All circuitboards printed on the front of her thong.

^ THIS. Sexy!

Damn right.

and now it is at 69 chubbies. Unless we can rally and bring it to 1024, it should stay as it is.

Two days later, it remains at 69 chubbies. How long can it last?

Meanwhile, how do we support the comment? Lame it?

How long can it last? Not 3 days, apparently. 71 chubbies, 1 lame as of 6/11/08.

As of now the situation seems to be improving. No word yet on a definite ID of the lamer, but witnesses suggest that it was a sad angry jealous man with a small penis and a hatred for anyone funnier than him, Jerry Seinfeld has been taken in for questioning. The comment continues to be awesome, and the situation remains tense that it may be mislamed again. Back to you Fineoak Structure.
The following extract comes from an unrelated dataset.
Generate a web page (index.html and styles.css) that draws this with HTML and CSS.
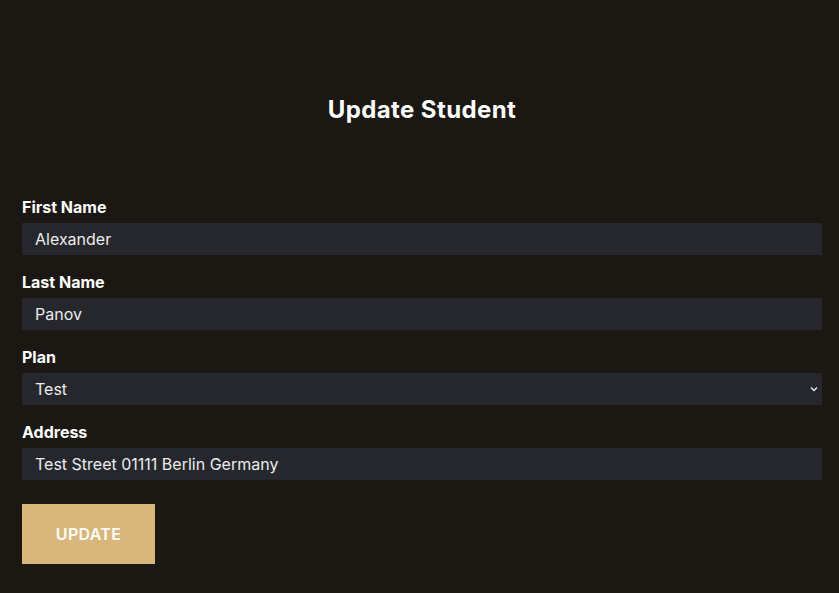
FILE: index.html
```html
<!DOCTYPE html>
<html lang="en">
<head>
<meta charset="utf-8">
<title>Update Student</title>
<link rel="stylesheet" href="styles.css">
</head>
<body>
<main class="page">
  <h1 class="title">Update Student</h1>
  <form class="form">
    <div class="field">
      <label class="label" for="first">First Name</label>
      <input class="input" id="first" type="text" value="Alexander">
    </div>
    <div class="field">
      <label class="label" for="last">Last Name</label>
      <input class="input" id="last" type="text" value="Panov">
    </div>
    <div class="field">
      <label class="label" for="plan">Plan</label>
      <div class="select-wrap">
        <select class="input select" id="plan">
          <option>Test</option>
        </select>
        <svg class="chevron" width="8" height="6" viewBox="0 0 8 6"><path d="M1 1.5 L4 4.5 L7 1.5" fill="none" stroke="#e6e6e6" stroke-width="1.5"/></svg>
      </div>
    </div>
    <div class="field">
      <label class="label" for="addr">Address</label>
      <input class="input" id="addr" type="text" value="Test Street 01111 Berlin Germany">
    </div>
    <button class="btn" type="button">UPDATE</button>
  </form>
</main>
</body>
</html>
```
FILE: styles.css
```css
html, body {
  margin: 0;
  padding: 0;
  background: #1b1814;
}
body {
  font-family: "Inter", "Roboto", "Liberation Sans", sans-serif;
  color: #ffffff;
}
.page {
  padding: 96px 17px 0 22px;
}
.title {
  margin: 0;
  text-align: center;
  font-size: 24px;
  font-weight: 700;
  line-height: 28px;
  letter-spacing: 0.4px;
}
.form {
  margin-top: 72px;
  display: flex;
  flex-direction: column;
}
.field {
  display: flex;
  flex-direction: column;
  margin-bottom: 16px;
}
.label {
  font-size: 16px;
  font-weight: 700;
  line-height: 22px;
  margin-bottom: 5px;
}
.input {
  box-sizing: border-box;
  width: 100%;
  height: 32px;
  border: none;
  outline: none;
  background: #25272c;
  color: #ececec;
  font-family: inherit;
  font-size: 16px;
  padding: 0 13px;
  margin: 0;
  border-radius: 0;
}
.select-wrap {
  position: relative;
}
.select {
  appearance: none;
  -webkit-appearance: none;
}
.chevron {
  position: absolute;
  right: 4px;
  top: 13px;
}
.btn {
  align-self: flex-start;
  margin-top: 8px;
  width: 133px;
  height: 60px;
  border: none;
  background: #d9b679;
  color: #ffffff;
  font-family: inherit;
  font-size: 16px;
  font-weight: 600;
  letter-spacing: 0.3px;
  cursor: pointer;
}
```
A comment left by panamajack was marked lame too many times and excluded. (marked lame by fakedaisies, Zoltan, ravindra108, Xaxx, Omegatron)

It is 0B off FF now.

A lady in a circuit-board thong would definitely do it for me. Rock on, romance novel Beef.

"Sexy ;" all on the bra.

There should be two plus symbols in front of the Sexy and before the semicolon. My post didn't compile.

Assetbar has real issues with plusses.

You could say it's nonplussed. And I did say it.


Rimshot

https://www.instantrimshot.com/

Wow. I have a bad feeling that this is going to make all my friends hate me in a hurry.
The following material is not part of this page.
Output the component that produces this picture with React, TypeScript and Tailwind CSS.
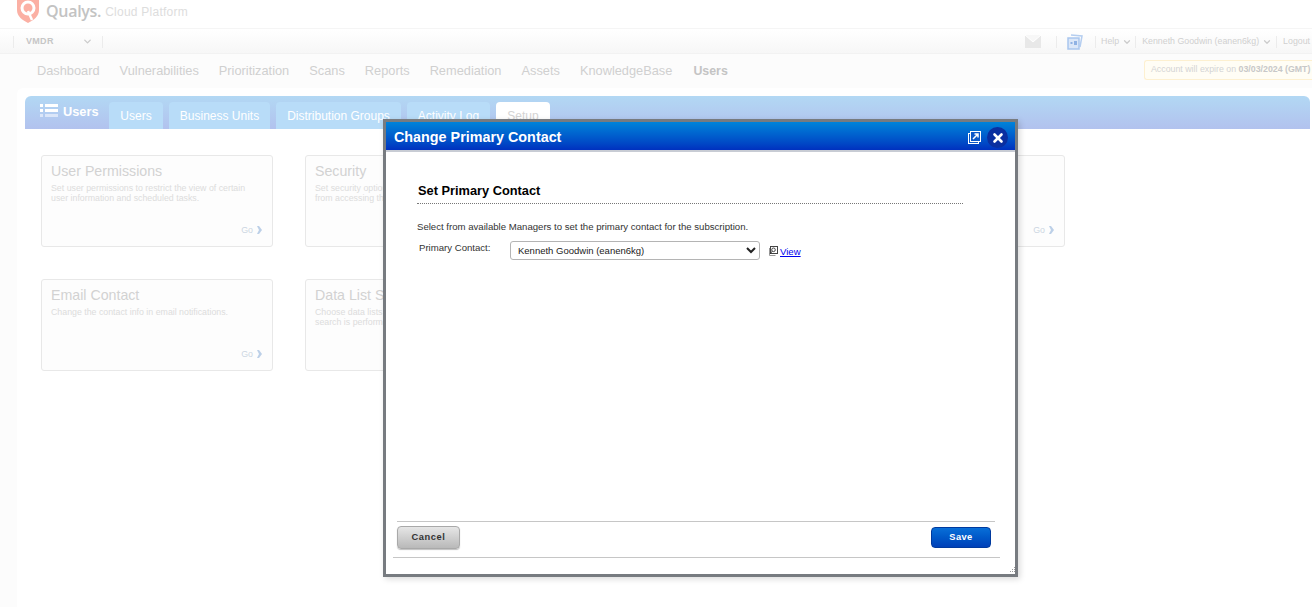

perhaps but not as quickly as
https://www.instantrimjob.com/

I am amused a year later to find that this link now goes to monster.com

It's for the best.

[IMGS OFF]

I am buying one as soon as I can.

YES.

All with the capacitors and resistors on one side and the copper lines and solder on the other

This is something I'd get for my friends for Christmas, but that's an awfully long turnaround for them to get it in April.

Especially when it is essentially a madlib.
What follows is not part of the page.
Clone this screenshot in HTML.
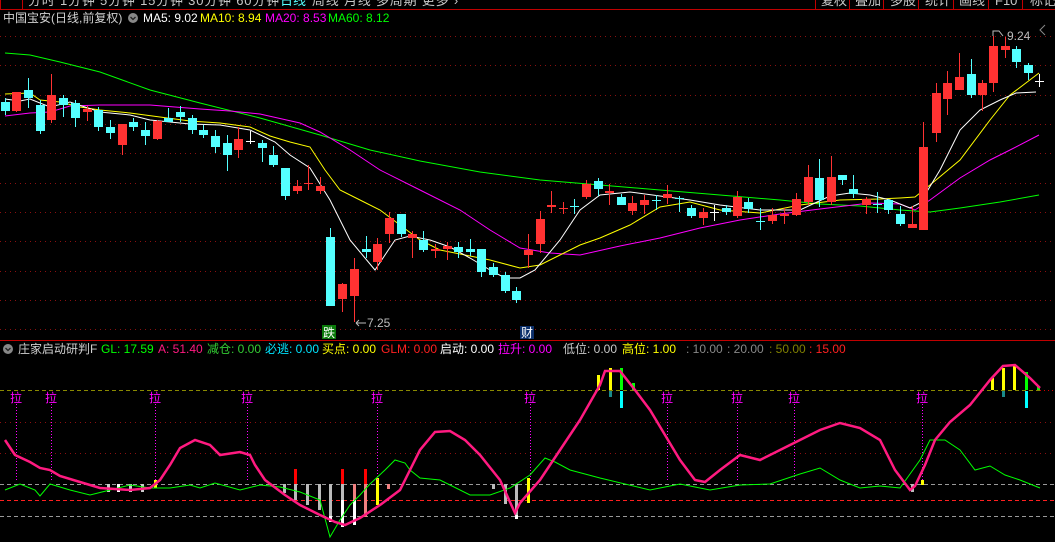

SHHH Before you reveal their top secret business model!

Ray Smuckles is a true hero to me.

I'd say it's the thought that matters, but Ray Smuckles ain't the kind of guy to mix with thought. He and thought aren't speaking the same language. They ain't even in the same hemisphere. They may not even see the same sun.

These aren't the same people with that discount e-apology service, are they?

A comment left by asherdan was marked lame too many times and excluded. (marked lame by straw, riotdejaneiro, Thorfinn, kylank, GeyserShitdick, Moraiat, atypicaloracle, tehloki, ih8jonmayr, Baryonyx, luckypyjamas, genocidefish, usversusthem, dropkickpikachu, clintisiceman, heatbag, Mastronaut)

Don't you ever fucking mock Raymond again. Do you hear me?

A comment left by overmedicated was marked lame too many times and excluded. (marked lame by Nurdbot, kylank, bug, tessebatt, dj)

Read again, the text refers to Beef's chest.

Shite.

Calm down!

I doubt Beef had any trouble finding out who was responsible for this.

The phrase "...depression playing across his handsome features" never fails to make me emit strangled laughter noises at work. It is a problem I have.

Makes me think Brokeback Mountain , Molly all protesting that girls don't fall in love for fun.

A comment left by zefiel was marked lame too many times and excluded. (marked lame by apocowarg, kylank, sittered)

everyone knows you have canned Hormel tamales the night after a good...kiss.

i havent had them in a romantic context, but theyre not entirely inedible, regardless.

this is a beautiful thing.

Reminds me of the special Burger King Kids Club birthday comic book you could get with YOUR NAME printed in it with a dot-matrix printer. Broke my damn little heart.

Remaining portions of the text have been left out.